Strangolò i genitori e gettò i corpi nel fiume: ora in carcere Benno Neumair insegna scacchi ai detenuti

Nel carcere veronese di Montorio, dove sta scontando la condanna all’ergastolo per il duplice omicidio dei genitori, Benno Neumair ha trovato un ruolo inedito: quello di insegnante di scacchi. "Un incarico che ha ricevuto dalla direttrice della struttura – ha dichiarato al Corriere Flavio Moccia, suo avvocato insieme ad Angelo Polo -. Sa giocare molto bene e gli scacchi, come qualsiasi attività, aiutano a superare la monotonia. Soprattutto, però, c’è l’ottima collaborazione con la struttura: è collaborativo, e si è messo a disposizione".
Dopo un anno trascorso in isolamento, Neumair è tornato a una vita carceraria più regolare, prendendo parte alle attività interne e mantenendo un comportamento che gli stessi legali definiscono esemplare. Da alcune settimane, inoltre, avrebbe riallacciato i rapporti con parte della famiglia con alcune zie che regolarmente vanno a fargli visita. Si tratta di una serie di incontri, su base volontaria, che coinvolgono autori e vittime del reato nel tentativo di riparare le conseguenze di quanto accaduto.

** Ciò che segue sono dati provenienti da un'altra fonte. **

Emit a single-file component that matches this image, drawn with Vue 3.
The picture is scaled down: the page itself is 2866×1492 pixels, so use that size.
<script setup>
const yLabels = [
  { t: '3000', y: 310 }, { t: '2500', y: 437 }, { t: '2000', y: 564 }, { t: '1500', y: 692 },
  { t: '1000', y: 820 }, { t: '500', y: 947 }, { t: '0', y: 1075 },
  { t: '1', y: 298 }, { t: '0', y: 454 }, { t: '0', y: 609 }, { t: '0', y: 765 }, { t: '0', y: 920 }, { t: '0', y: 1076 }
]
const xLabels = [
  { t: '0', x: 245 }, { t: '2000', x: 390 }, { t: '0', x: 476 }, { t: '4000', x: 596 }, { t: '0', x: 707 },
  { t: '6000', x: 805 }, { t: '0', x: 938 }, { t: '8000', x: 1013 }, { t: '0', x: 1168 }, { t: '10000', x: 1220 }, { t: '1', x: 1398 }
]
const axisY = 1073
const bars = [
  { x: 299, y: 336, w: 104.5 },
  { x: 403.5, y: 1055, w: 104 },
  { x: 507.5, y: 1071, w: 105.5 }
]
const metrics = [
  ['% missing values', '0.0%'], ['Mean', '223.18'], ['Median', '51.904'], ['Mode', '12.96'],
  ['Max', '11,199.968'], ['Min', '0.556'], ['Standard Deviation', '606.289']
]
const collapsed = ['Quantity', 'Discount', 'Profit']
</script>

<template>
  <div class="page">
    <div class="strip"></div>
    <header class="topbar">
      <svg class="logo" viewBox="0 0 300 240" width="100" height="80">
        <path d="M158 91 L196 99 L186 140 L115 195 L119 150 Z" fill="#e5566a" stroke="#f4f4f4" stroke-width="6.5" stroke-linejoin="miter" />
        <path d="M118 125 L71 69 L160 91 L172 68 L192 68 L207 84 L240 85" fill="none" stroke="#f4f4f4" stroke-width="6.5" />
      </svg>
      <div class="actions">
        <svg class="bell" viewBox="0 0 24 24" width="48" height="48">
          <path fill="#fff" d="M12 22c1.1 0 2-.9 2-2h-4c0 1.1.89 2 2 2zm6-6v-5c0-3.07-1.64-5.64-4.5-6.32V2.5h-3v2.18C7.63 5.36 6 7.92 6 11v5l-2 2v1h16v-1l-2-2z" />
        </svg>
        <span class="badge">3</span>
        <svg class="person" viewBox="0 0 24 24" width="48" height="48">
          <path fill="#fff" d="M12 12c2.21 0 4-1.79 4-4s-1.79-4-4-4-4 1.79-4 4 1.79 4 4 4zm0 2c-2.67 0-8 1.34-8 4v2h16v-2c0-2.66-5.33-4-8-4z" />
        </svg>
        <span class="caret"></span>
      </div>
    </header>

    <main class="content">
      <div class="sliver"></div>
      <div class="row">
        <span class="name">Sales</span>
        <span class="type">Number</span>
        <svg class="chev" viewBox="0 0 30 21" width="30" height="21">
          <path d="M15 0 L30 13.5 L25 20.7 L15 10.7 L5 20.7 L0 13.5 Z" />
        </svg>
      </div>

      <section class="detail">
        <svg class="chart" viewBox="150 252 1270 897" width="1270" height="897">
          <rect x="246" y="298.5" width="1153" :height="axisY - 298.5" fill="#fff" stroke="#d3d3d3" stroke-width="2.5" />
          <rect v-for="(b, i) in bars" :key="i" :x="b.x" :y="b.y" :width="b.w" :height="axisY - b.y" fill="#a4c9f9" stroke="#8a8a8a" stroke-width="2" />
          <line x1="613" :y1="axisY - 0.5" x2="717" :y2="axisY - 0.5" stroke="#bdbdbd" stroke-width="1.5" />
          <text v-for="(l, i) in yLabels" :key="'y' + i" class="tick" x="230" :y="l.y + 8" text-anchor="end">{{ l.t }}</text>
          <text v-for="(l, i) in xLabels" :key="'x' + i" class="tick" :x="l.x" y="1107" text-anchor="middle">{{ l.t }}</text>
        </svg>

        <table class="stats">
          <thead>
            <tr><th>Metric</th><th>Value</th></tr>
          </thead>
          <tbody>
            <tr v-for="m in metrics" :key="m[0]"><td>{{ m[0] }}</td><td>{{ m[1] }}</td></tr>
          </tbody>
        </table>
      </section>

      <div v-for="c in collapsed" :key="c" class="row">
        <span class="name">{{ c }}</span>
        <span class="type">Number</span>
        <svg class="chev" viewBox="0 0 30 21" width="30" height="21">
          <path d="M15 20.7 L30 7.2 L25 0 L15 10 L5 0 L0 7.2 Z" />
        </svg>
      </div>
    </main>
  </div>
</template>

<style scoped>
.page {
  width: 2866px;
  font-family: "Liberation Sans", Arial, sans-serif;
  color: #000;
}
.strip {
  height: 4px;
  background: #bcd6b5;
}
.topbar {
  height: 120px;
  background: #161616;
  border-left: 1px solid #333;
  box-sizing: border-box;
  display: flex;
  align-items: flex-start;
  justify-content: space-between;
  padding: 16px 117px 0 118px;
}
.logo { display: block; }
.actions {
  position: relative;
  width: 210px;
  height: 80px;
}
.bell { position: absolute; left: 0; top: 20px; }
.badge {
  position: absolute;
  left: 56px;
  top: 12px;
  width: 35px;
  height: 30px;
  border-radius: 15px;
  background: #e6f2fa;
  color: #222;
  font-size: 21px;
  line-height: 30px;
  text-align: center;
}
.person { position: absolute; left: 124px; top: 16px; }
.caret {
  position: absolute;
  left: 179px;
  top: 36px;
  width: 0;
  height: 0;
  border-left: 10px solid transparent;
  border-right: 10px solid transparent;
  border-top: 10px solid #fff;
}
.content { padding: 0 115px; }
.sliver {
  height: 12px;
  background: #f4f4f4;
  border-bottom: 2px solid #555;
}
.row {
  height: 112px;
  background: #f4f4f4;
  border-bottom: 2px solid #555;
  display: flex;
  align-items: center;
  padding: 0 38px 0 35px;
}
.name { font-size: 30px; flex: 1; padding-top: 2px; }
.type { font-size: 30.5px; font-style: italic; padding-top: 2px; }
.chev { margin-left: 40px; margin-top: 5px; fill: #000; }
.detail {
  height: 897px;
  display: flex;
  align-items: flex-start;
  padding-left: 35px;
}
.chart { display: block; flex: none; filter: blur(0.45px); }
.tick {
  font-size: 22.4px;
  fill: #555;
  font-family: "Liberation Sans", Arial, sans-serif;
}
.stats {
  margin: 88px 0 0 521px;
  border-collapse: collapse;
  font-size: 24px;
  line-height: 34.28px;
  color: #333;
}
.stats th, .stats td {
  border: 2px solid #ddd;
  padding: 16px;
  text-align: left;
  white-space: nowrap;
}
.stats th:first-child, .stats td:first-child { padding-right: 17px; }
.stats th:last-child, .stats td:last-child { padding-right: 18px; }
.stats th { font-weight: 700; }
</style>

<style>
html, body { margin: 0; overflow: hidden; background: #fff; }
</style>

La sera del 4 gennaio 2021, nell’appartamento di via Castel Roncolo a Bolzano, Benno Neumair, allora trentenne, uccise i genitori, Peter Neumair e Laura Perselli, entrambi insegnanti in pensione. Secondo la ricostruzione dei giudici, li strangolò con un cordino d’arrampicata e poi gettò i corpi nel fiume Adige. Le indagini partirono grazie alla sorella Madé, che notò anomalie nei comportamenti del fratello e trovò una traccia di sangue del padre su un ponte, luogo dal quale i corpi erano stati gettati.

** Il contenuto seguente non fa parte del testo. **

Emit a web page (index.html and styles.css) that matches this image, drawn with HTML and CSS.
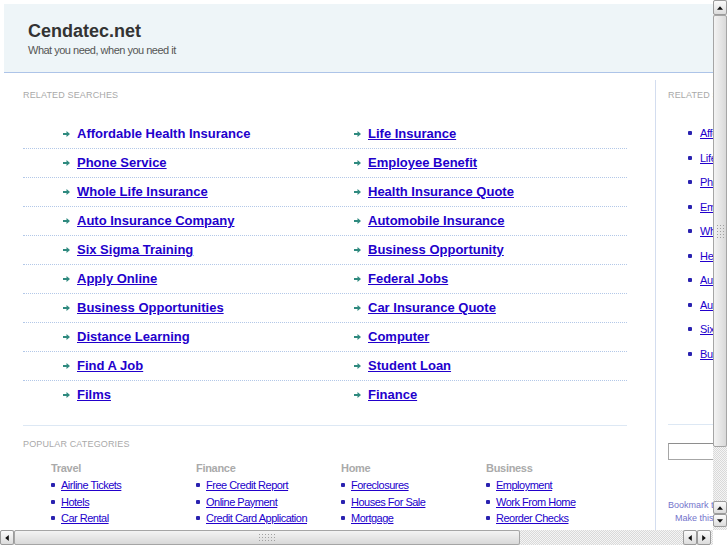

I cadaveri furono ritrovati a distanza di settimane: quello di Laura il 6 febbraio 2021 a Egna, quello di Peter il 27 aprile a Trento. Inizialmente reticente, Benno confessò solo dopo il ritrovamento della madre.
Il processo, aperto il 4 marzo 2022 davanti alla Corte d’assise di Bolzano, si concluse con la condanna all’ergastolo per omicidio pluriaggravato e distruzione di cadaveri, pena poi confermata in appello e in Cassazione. I giudici riconobbero la presenza di disturbi di personalità – di tipo narcisistico, antisociale e istrionico – ma esclusero che avessero inciso sulla sua capacità di intendere e di volere. Scrissero che l’omicidio del padre fu commesso "nella piena consapevolezza dell’azione", dimostrando "un’evidente capacità di determinarsi anche in situazioni fortemente stressanti".